→ **Problem statement**:
Write out, word for word, every line from the first one through the line that holds "type Role = 'view' | 'edit' | 'admin';", and nothing else; skip the pictures.

→ **Dataset excerpt**:
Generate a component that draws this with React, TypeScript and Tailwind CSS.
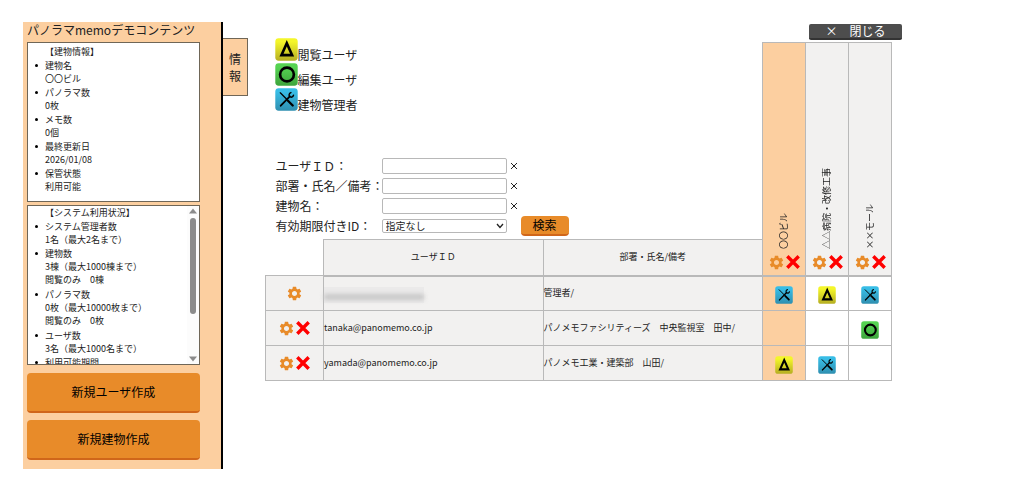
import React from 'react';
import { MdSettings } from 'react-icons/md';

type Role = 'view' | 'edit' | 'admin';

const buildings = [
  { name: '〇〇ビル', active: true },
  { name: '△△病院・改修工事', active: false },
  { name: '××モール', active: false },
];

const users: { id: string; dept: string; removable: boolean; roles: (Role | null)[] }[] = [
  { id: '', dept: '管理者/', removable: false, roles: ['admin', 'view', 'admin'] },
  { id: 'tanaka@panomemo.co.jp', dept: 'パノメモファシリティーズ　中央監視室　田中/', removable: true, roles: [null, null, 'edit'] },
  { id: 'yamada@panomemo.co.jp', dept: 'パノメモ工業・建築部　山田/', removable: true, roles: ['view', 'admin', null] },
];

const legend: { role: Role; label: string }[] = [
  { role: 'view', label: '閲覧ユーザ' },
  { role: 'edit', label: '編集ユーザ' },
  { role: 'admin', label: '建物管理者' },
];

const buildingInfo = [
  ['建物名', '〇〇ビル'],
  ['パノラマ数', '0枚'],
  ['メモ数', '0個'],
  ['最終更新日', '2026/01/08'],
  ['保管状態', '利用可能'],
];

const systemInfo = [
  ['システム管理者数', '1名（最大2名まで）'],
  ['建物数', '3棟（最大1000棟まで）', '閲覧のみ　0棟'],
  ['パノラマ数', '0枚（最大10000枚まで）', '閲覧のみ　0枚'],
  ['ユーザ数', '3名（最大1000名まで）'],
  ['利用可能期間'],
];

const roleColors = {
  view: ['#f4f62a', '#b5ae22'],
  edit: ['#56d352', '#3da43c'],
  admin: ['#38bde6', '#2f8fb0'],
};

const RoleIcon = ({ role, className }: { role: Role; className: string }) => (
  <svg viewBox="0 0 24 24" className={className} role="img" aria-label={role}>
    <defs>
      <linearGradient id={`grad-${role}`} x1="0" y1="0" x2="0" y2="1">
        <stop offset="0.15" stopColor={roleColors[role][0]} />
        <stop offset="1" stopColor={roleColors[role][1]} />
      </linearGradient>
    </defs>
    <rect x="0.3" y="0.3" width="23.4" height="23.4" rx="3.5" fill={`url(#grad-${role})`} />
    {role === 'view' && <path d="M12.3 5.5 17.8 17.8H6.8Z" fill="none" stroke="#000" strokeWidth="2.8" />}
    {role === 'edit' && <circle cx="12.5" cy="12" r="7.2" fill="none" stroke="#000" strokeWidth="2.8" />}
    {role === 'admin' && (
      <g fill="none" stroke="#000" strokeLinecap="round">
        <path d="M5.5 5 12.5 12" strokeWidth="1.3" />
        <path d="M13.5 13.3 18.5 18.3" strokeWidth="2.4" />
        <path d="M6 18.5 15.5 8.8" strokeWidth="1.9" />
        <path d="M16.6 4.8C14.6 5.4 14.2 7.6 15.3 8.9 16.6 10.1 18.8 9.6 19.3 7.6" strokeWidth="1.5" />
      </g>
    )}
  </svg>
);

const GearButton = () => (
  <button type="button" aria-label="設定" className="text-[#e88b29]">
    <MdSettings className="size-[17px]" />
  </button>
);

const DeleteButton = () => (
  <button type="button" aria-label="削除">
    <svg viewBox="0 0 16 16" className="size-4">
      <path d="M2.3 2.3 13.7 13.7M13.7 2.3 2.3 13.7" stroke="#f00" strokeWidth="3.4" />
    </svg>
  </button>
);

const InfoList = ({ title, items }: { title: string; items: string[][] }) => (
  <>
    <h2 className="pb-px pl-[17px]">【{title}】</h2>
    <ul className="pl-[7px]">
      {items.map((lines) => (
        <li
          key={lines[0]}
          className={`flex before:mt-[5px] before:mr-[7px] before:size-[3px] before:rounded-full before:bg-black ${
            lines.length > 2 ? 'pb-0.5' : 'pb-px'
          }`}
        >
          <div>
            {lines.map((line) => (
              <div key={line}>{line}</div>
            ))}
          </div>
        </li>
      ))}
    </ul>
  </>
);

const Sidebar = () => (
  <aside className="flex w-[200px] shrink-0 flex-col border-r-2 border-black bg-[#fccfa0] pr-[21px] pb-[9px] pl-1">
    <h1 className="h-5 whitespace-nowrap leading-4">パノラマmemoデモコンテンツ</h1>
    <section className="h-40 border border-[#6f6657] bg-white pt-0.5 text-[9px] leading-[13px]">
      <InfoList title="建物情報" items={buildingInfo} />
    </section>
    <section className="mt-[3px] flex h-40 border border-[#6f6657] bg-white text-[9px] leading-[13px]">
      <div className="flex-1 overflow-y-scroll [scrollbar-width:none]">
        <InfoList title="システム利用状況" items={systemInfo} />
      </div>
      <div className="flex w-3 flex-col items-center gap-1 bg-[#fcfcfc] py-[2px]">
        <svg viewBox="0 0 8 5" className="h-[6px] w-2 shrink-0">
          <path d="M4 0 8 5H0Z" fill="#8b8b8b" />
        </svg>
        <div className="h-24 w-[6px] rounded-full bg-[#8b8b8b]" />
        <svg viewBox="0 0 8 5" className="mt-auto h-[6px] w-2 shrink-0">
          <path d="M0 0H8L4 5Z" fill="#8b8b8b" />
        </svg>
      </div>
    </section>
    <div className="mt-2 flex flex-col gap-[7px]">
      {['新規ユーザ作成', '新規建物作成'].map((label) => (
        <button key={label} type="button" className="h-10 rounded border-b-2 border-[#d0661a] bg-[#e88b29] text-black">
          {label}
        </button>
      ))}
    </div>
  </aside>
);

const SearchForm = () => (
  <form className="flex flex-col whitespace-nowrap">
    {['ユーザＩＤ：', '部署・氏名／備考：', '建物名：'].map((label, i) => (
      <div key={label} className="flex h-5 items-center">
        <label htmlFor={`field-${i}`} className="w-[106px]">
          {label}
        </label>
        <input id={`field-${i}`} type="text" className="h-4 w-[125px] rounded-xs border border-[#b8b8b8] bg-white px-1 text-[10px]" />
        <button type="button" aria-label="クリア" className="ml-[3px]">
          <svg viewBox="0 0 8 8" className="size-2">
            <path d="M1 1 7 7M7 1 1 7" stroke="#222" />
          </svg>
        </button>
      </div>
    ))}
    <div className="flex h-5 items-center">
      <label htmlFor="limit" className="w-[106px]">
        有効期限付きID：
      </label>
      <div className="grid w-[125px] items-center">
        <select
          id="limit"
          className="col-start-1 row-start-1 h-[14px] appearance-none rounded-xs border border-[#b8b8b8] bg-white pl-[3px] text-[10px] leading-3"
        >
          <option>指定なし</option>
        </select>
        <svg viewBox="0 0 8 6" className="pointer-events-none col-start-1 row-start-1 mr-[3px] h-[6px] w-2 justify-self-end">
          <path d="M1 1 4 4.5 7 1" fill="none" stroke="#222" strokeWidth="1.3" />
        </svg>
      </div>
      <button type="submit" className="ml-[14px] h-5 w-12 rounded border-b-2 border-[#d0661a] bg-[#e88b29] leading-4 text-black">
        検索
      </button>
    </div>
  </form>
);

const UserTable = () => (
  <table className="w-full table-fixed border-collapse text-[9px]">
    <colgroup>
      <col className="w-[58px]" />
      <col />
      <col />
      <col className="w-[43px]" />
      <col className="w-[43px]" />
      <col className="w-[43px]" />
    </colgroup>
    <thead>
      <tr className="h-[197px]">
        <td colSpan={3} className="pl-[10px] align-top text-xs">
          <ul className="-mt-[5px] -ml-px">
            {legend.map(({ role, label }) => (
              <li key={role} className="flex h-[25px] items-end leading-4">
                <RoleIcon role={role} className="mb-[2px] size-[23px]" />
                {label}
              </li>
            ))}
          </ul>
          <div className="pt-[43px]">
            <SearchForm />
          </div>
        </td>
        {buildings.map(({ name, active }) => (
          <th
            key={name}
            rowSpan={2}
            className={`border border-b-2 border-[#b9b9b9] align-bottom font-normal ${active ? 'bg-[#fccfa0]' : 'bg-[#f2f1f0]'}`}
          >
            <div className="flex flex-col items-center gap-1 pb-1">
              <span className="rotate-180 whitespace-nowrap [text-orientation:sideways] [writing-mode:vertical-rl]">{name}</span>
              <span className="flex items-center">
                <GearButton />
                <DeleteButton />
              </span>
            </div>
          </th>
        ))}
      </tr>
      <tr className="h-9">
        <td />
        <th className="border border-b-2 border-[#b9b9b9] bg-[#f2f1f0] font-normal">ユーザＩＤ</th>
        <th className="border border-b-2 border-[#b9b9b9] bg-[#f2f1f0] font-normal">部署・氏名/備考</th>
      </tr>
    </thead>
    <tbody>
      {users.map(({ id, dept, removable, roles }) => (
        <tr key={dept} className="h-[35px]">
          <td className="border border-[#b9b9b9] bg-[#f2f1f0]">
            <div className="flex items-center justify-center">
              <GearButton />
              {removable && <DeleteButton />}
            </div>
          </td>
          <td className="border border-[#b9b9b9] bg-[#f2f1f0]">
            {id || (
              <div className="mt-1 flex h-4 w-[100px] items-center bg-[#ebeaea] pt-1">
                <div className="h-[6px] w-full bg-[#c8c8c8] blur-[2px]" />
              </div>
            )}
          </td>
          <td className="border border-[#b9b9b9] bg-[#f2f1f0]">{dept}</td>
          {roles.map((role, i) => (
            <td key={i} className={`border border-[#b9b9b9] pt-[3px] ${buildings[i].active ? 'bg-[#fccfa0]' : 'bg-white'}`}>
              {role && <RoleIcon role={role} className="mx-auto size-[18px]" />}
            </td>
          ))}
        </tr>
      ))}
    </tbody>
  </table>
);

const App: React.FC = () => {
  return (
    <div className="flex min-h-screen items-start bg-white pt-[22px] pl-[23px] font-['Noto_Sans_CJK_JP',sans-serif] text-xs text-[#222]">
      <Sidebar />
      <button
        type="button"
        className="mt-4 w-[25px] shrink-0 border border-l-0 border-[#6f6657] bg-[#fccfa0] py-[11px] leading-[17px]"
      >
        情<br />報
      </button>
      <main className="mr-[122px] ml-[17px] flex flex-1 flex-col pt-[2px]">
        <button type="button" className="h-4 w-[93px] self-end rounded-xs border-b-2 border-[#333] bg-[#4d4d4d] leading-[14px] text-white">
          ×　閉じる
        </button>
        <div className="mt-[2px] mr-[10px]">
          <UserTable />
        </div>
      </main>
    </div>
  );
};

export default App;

→ **Exercise result**:
Generate a component that draws this with React, TypeScript and Tailwind CSS.
import React from 'react';
import { MdSettings } from 'react-icons/md';

type Role = 'view' | 'edit' | 'admin';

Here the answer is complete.